In a Nutshell: “… if progress in the labor market continues to be more rapid than anticipated by the Committee, then increases in the federal funds rate target could come sooner than the Committee currently expects … Of course, if economic performance turns out to be disappointing … then the future path of interest rates likely would be more accommodative than we currently anticipate.”
If you don’t like two armed economists, you will truly dislike the talk that Fed Chair Janet Yellen gave today at the Federal Reserve Bank of Kansas City’s Economic Symposium in Jackson Hole, Wyoming.
The greatly anticipated speech delved into the details of the labor markets, the impact of wages on inflation and the way that monetary policy should react. Of course, being a good economist and academic, Chair Yellen discussed all sides of the issues. For example, is the decline in the participation a result of changing structural factors such as the aging workforce or is a cyclical decline due to frustration that will unwind once the labor market firms more? The answer is, of course, yes. That is, it could be one, or the other or even both, which it likely is.
Similarly, there were discussions about wage pressures, how long it could take for wages to rise faster and when rising labor costs would actually translate into rising inflation. As any economist will tell, the answer is hardly clear since there are multiple competing factors. Thus, wage pressures could ignite quickly or be delayed. Rising wages could signal future increases in inflation, or maybe not. The Fed should react quickly to rising wages or maybe wait if the wage increases are temporary. In other words, the answer is any or all of the above.
So, given the talk, is there anything to take away from the speech? Yes. First, the Fed members recognize that we are a lot closer to their desired goals than they had projected. Second, the lack of wage inflation is not necessarily a good sign for future inflation. The apparent current slack in the labor market could disappear more quickly than expected. In the past, the Fed Chair had generally been on the side that current labor market conditions argue for keeping rates low for an extended period. Now, those same conditions need to be watched more carefully.
If Janet Yellen was viewed believing the labor market had plenty of slack and wage pressures would not build anytime soon, that perception has to change. She recognizes that the risks are more balanced.
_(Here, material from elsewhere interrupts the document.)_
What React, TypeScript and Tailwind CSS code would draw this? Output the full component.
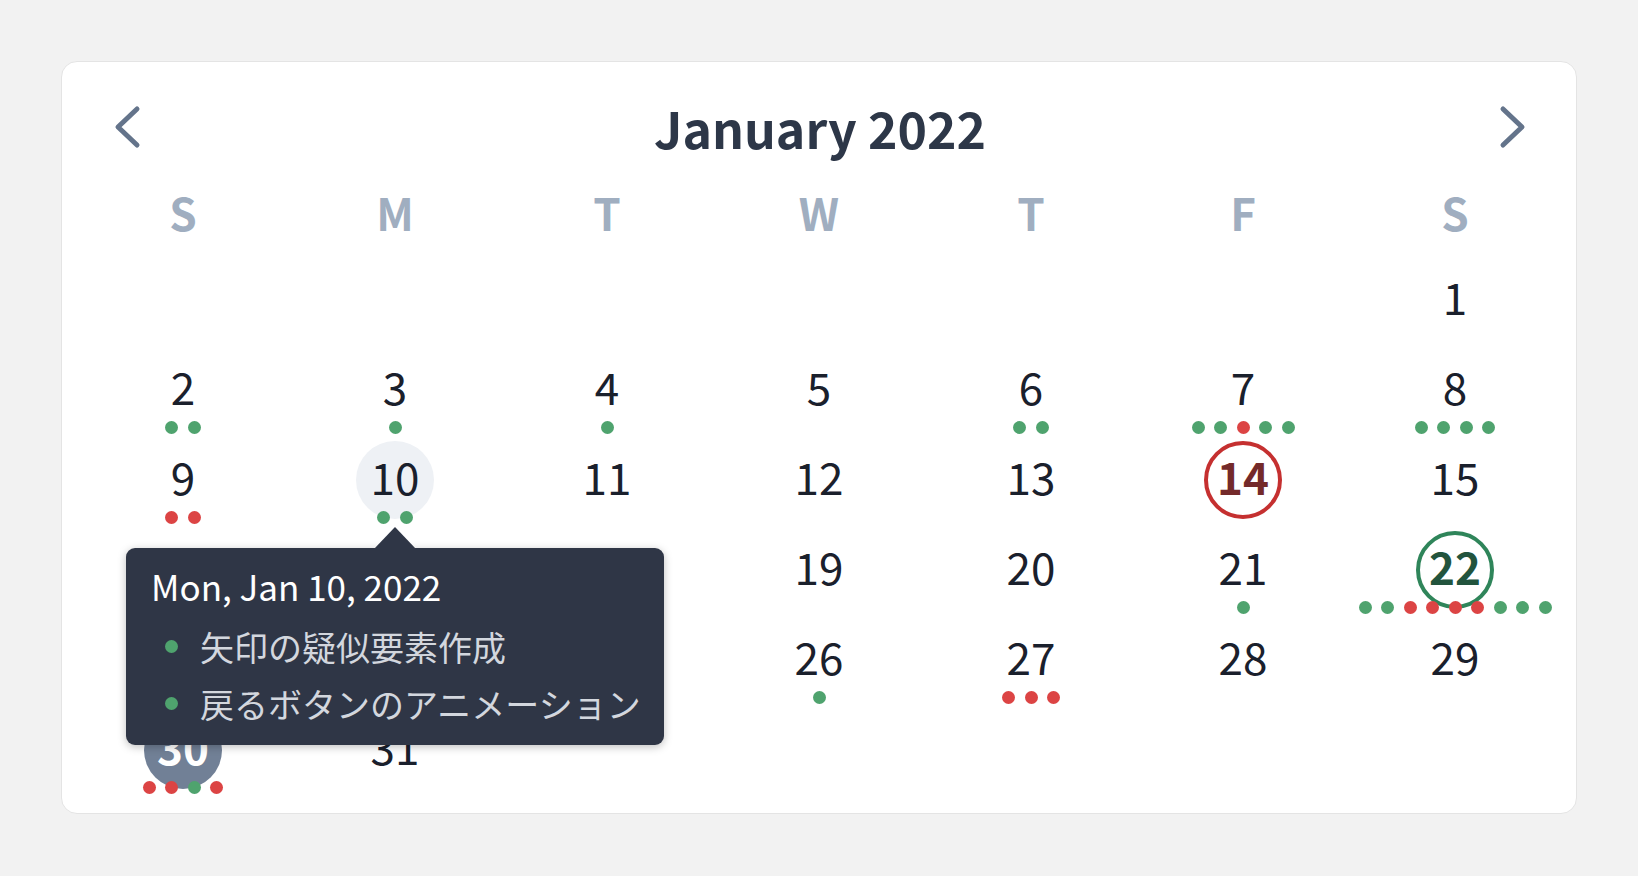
import React from "react";

type Dot = "g" | "r";
type Variant = "none" | "hover" | "red" | "green" | "filled";

interface Day {
  n: number | null;
  dots?: Dot[];
  v?: Variant;
  tooltip?: boolean;
}

const rows: Day[][] = [
  [{ n: null }, { n: null }, { n: null }, { n: null }, { n: null }, { n: null }, { n: 1 }],
  [
    { n: 2, dots: ["g", "g"] },
    { n: 3, dots: ["g"] },
    { n: 4, dots: ["g"] },
    { n: 5 },
    { n: 6, dots: ["g", "g"] },
    { n: 7, dots: ["g", "g", "r", "g", "g"] },
    { n: 8, dots: ["g", "g", "g", "g"] },
  ],
  [
    { n: 9, dots: ["r", "r"] },
    { n: 10, dots: ["g", "g"], v: "hover", tooltip: true },
    { n: 11 },
    { n: 12 },
    { n: 13 },
    { n: 14, v: "red" },
    { n: 15 },
  ],
  [
    { n: 16 },
    { n: 17 },
    { n: 18 },
    { n: 19 },
    { n: 20 },
    { n: 21, dots: ["g"] },
    { n: 22, v: "green", dots: ["g", "g", "r", "r", "r", "r", "g", "g", "g"] },
  ],
  [
    { n: 23 },
    { n: 24 },
    { n: 25 },
    { n: 26, dots: ["g"] },
    { n: 27, dots: ["r", "r", "r"] },
    { n: 28 },
    { n: 29 },
  ],
  [
    { n: 30, v: "filled", dots: ["r", "r", "g", "r"] },
    { n: 31 },
    { n: null },
    { n: null },
    { n: null },
    { n: null },
    { n: null },
  ],
];

const circleClass: Record<Variant, string> = {
  none: "text-[#1a202c]",
  hover: "bg-[#eef1f5] text-[#1a202c]",
  red: "border-[4px] border-[#c53030] text-[#742a2a] font-bold",
  green: "border-[4px] border-[#2f855a] text-[#22543d] font-bold",
  filled: "bg-[#718096] text-white font-bold",
};

function Tooltip() {
  return (
    <div className="absolute top-[107px] left-1/2 -translate-x-1/2 w-[538px] z-20 rounded-[9px] bg-[#2f3646] shadow-[0_2px_8px_rgba(0,0,0,0.25)] pl-[25px] pr-[20px] pt-[16px] pb-[13px]">
      <div className="absolute -top-[21px] left-1/2 -translate-x-1/2 w-0 h-0 border-l-[21px] border-r-[21px] border-b-[22px] border-l-transparent border-r-transparent border-b-[#2f3646]" />
      <div className="text-[35px] leading-[44px] text-white whitespace-nowrap">Mon, Jan 10, 2022</div>
      <div className="mt-[10px]">
        <div className="flex items-center h-[57px] whitespace-nowrap">
          <span className="w-[13px] h-[13px] rounded-full bg-[#4fa36e] ml-[14px] mr-[22px] shrink-0" />
          <span className="text-[34px] leading-[57px] text-[#d3d7de]">矢印の疑似要素作成</span>
        </div>
        <div className="flex items-center h-[57px] whitespace-nowrap">
          <span className="w-[13px] h-[13px] rounded-full bg-[#4fa36e] ml-[14px] mr-[22px] shrink-0" />
          <span className="text-[34px] leading-[57px] text-[#d3d7de]">戻るボタンのアニメーション</span>
        </div>
      </div>
    </div>
  );
}

function Cell({ d }: { d: Day }) {
  if (d.n === null) return <div className="h-[90px]" />;
  const v = d.v ?? "none";
  return (
    <div className="relative flex flex-col items-center h-[90px]">
      <div
        className={`w-[78px] h-[78px] rounded-full flex items-center justify-center pb-[8px] text-[44px] leading-none ${circleClass[v]}`}
      >
        {d.n}
      </div>
      {d.dots && (
        <div className="flex gap-[9.5px] -mt-[8px] relative z-10">
          {d.dots.map((c, i) => (
            <span
              key={i}
              className={`w-[13px] h-[13px] rounded-full ${c === "g" ? "bg-[#4fa36e]" : "bg-[#dc4444]"}`}
            />
          ))}
        </div>
      )}
      {d.tooltip && <Tooltip />}
    </div>
  );
}

export default function App() {
  const weekdays = ["S", "M", "T", "W", "T", "F", "S"];
  return (
    <div
      className="min-h-screen bg-[#f2f2f2] pt-[61px] pl-[61px]"
      style={{ fontFamily: '"Noto Sans CJK JP", "Noto Sans", sans-serif' }}
    >
      <div className="w-[1516px] h-[753px] bg-white border border-[#e4e4e4] rounded-[16px] pt-[25px] px-[15px] overflow-hidden">
        <div className="flex items-center justify-between h-[80px] pl-[36px] pr-[34px]">
          <button className="w-[28px] h-[44px] flex items-center justify-center -mt-[1px]">
            <svg width="28" height="44" viewBox="0 0 28 44" fill="none">
              <path d="M24 4 L5 22 L24 40" stroke="#64748b" strokeWidth="5" strokeLinecap="round" strokeLinejoin="round" />
            </svg>
          </button>
          <h1 className="text-[50px] leading-none font-semibold text-[#2d3748]">January 2022</h1>
          <button className="w-[28px] h-[44px] flex items-center justify-center -mt-[1px]">
            <svg width="28" height="44" viewBox="0 0 28 44" fill="none">
              <path d="M4 4 L23 22 L4 40" stroke="#64748b" strokeWidth="5" strokeLinecap="round" strokeLinejoin="round" />
            </svg>
          </button>
        </div>
        <div className="grid grid-cols-7 h-[94px] items-center pb-[5px]">
          {weekdays.map((w, i) => (
            <div key={i} className="text-center text-[44px] leading-none font-semibold text-[#a0aec0]">
              {w}
            </div>
          ))}
        </div>
        <div className="grid grid-cols-7">
          {rows.flat().map((d, i) => (
            <Cell key={i} d={d} />
          ))}
        </div>
      </div>
    </div>
  );
}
That means she will be more willing to move rapidly if the economy continues to improve surprisingly quickly. Thus, investors should not assume any time frame for Fed rate hikes. It is easy for economists and market analysts outside the Fed to pick a date. But today’s talk makes it clear that if the Fed has to move sooner or deems it necessary to wait longer, the Fed Chair is totally prepared to go in that direction, whatever it may be.